PAC Field of the InventionThe invention relates to an installation for decontaminating a radioactively contaminated surface.
Such an installation is known, for instance, from German Patent DE 40 17 998 C2, corresponding to Published International Application WO 91/18712.
During repair and inspection work in system parts of a nuclear facility, radioactively contaminated surfaces can result in high radiation exposure for repair workers. In order to keep the radiation exposure as low as possible, those surfaces must be decontaminated before the repair work is done. When steam generators in nuclear power plants are replaced, for instance, it is necessary to decontaminate exposed inner surfaces of stationary loop lines before beginning to join weld seams and doing actual welding work.
German Patent DE 40 17 998 C2, corresponding to Published International Application WO 91/18712, discloses a mobile apparatus for decontaminating an inner surface of a tube that is open on one end, for example a stationery loop line of a pressurized water reactor, after the steam generator has been disconnected, through a dry sandblasting process which uses a blasting system with a closed abrasive loop. That blasting system includes devices for separating the dry mixture of abrasive and dust being aspirated from a working volume, into two fractions of different particle size. A fraction having a larger mean particle size is fed to a pressurized container for re-use. In order to generate a negative pressure required for aspirating the mixture of abrasive and dust and for separating the dust from the abrasive, an injector operated with compressed gas is provided. Located between the cyclone filter and the device for separating the dust from the abrasive is a filter container, in which the compressed gas that has been aspirated by the injector and that even after leaving the separator (for example, a cyclone filter) still carries radioactive dust, is cleaned by an aerosol filter before emerging into the exterior through the injector.
A dust container is disposed below the filter in the filter container, outside the flow path of the compressed gas that transports the dust. In that container, some of the dust settles, because of the reduction in the flow velocity and since it is under the influence of gravity.
If both adequate throughput and a low flow velocity in the filter container, which allows the settling of dust, are to be attained, then a filter container with a large volume and an aerosol filter with a large surface area must be used. Moreover, the dust only settles in the dust container in a loose and not very compressed form and therefore the waste volume is relatively great. That loose accumulated dust, along with the large aerosol filters, must be disposed of in multiple, individual, high-dosage transports.

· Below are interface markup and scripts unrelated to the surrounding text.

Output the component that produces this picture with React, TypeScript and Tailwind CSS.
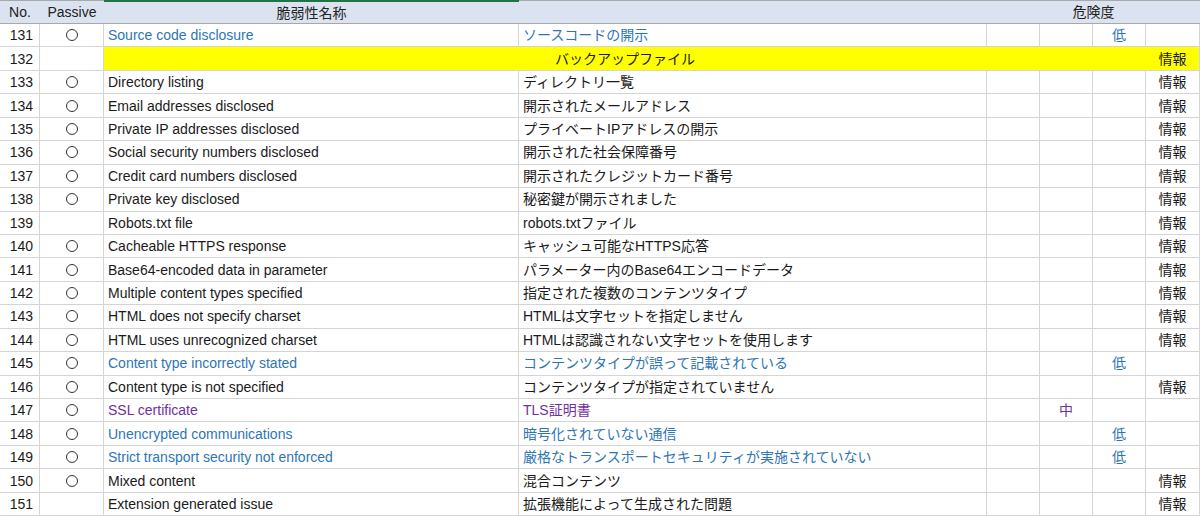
const rows: [number, boolean, string, string, string, string][] = [
  [131, true, "Source code disclosure", "ソースコードの開示", "low", "blue"],
  [132, false, "", "バックアップファイル", "info", "yellow"],
  [133, true, "Directory listing", "ディレクトリ一覧", "info", ""],
  [134, true, "Email addresses disclosed", "開示されたメールアドレス", "info", ""],
  [135, true, "Private IP addresses disclosed", "プライベートIPアドレスの開示", "info", ""],
  [136, true, "Social security numbers disclosed", "開示された社会保障番号", "info", ""],
  [137, true, "Credit card numbers disclosed", "開示されたクレジットカード番号", "info", ""],
  [138, true, "Private key disclosed", "秘密鍵が開示されました", "info", ""],
  [139, false, "Robots.txt file", "robots.txtファイル", "info", ""],
  [140, true, "Cacheable HTTPS response", "キャッシュ可能なHTTPS応答", "info", ""],
  [141, true, "Base64-encoded data in parameter", "パラメーター内のBase64エンコードデータ", "info", ""],
  [142, true, "Multiple content types specified", "指定された複数のコンテンツタイプ", "info", ""],
  [143, true, "HTML does not specify charset", "HTMLは文字セットを指定しません", "info", ""],
  [144, true, "HTML uses unrecognized charset", "HTMLは認識されない文字セットを使用します", "info", ""],
  [145, true, "Content type incorrectly stated", "コンテンツタイプが誤って記載されている", "low", "blue"],
  [146, true, "Content type is not specified", "コンテンツタイプが指定されていません", "info", ""],
  [147, true, "SSL certificate", "TLS証明書", "mid", "purple"],
  [148, true, "Unencrypted communications", "暗号化されていない通信", "low", "blue"],
  [149, true, "Strict transport security not enforced", "厳格なトランスポートセキュリティが実施されていない", "low", "blue"],
  [150, true, "Mixed content", "混合コンテンツ", "info", ""],
  [151, false, "Extension generated issue", "拡張機能によって生成された問題", "info", ""],
];

const cell = "border-r border-b border-[#d4d4d4] flex items-center h-[23.45px] overflow-hidden whitespace-nowrap";

function Row({ r }: { r: (typeof rows)[number] }) {
  const [no, passive, en, ja, risk, tone] = r;
  const color = tone === "blue" ? "text-[#2e75b6]" : tone === "purple" ? "text-[#7030a0]" : "text-[#1a1a1a]";
  const riskColor = risk === "low" ? "text-[#2e75b6]" : risk === "mid" ? "text-[#7030a0]" : "text-[#1a1a1a]";
  if (tone === "yellow") {
    return (
      <>
        <div className={`${cell} justify-end pr-[6px] text-[#1a1a1a]`}>{no}</div>
        <div className={cell} />
        <div className={`${cell} col-span-5 justify-center bg-[#ffff00] border-r-0 text-[#1a1a1a]`}>{ja}</div>
        <div className={`${cell} justify-center bg-[#ffff00] text-[#1a1a1a]`}>情報</div>
      </>
    );
  }
  return (
    <>
      <div className={`${cell} justify-end pr-[6px] text-[#1a1a1a]`}>{no}</div>
      <div className={`${cell} justify-center`}>
        {passive && <span className="w-[12px] h-[12px] rounded-full border border-[#333]" />}
      </div>
      <div className={`${cell} pl-[4px] ${color}`}>{en}</div>
      <div className={`${cell} pl-[4px] ${color}`}>{ja}</div>
      <div className={cell} />
      <div className={`${cell} justify-center ${riskColor}`}>{risk === "mid" ? "中" : ""}</div>
      <div className={`${cell} justify-center ${riskColor}`}>{risk === "low" ? "低" : ""}</div>
      <div className={`${cell} justify-center text-[#1a1a1a]`}>{risk === "info" ? "情報" : ""}</div>
    </>
  );
}

export default function App() {
  return (
    <div className="w-[1200px] h-[516px] overflow-hidden bg-white text-[14px] leading-none" style={{ fontFamily: '"Liberation Sans", "Noto Sans CJK JP", sans-serif' }}>
      <div className="grid grid-cols-[40px_64px_415px_468px_53px_53px_53px_54px]">
        <div className="h-[24px] bg-[#dce3f0] border-t border-b border-[#a8a8a8] flex items-center justify-center text-[#222]">No.</div>
        <div className="h-[24px] bg-[#dce3f0] border-t border-b border-[#a8a8a8] flex items-center justify-center text-[#222]">Passive</div>
        <div className="h-[24px] bg-[#dce3f0] border-t-2 border-t-[#217346] border-b border-[#a8a8a8] flex items-center justify-center text-[#222]">脆弱性名称</div>
        <div className="h-[24px] bg-[#dce3f0] border-t border-b border-[#a8a8a8]" />
        <div className="col-span-4 h-[24px] bg-[#dce3f0] border-t border-b border-[#a8a8a8] flex items-center justify-center text-[#222]">危険度</div>
        {rows.map((r) => (
          <Row key={r[0]} r={r} />
        ))}
      </div>
    </div>
  );
}
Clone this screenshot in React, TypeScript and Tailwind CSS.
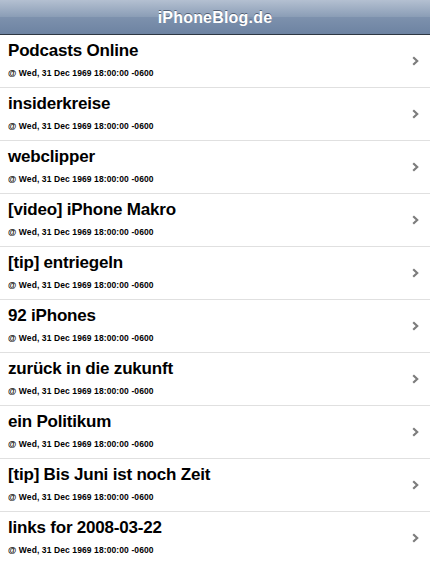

It is accordingly an object of the invention to provide an installation for decontaminating a radioactively contaminated surface, which overcomes the hereinafore-mentioned disadvantages of the heretofore-known devices of this general type and with which a further reduction of a dose load for workers operating a blasting system disposing of incident radioactive dust and filters as well as a reduction in a waste volume, are made possible.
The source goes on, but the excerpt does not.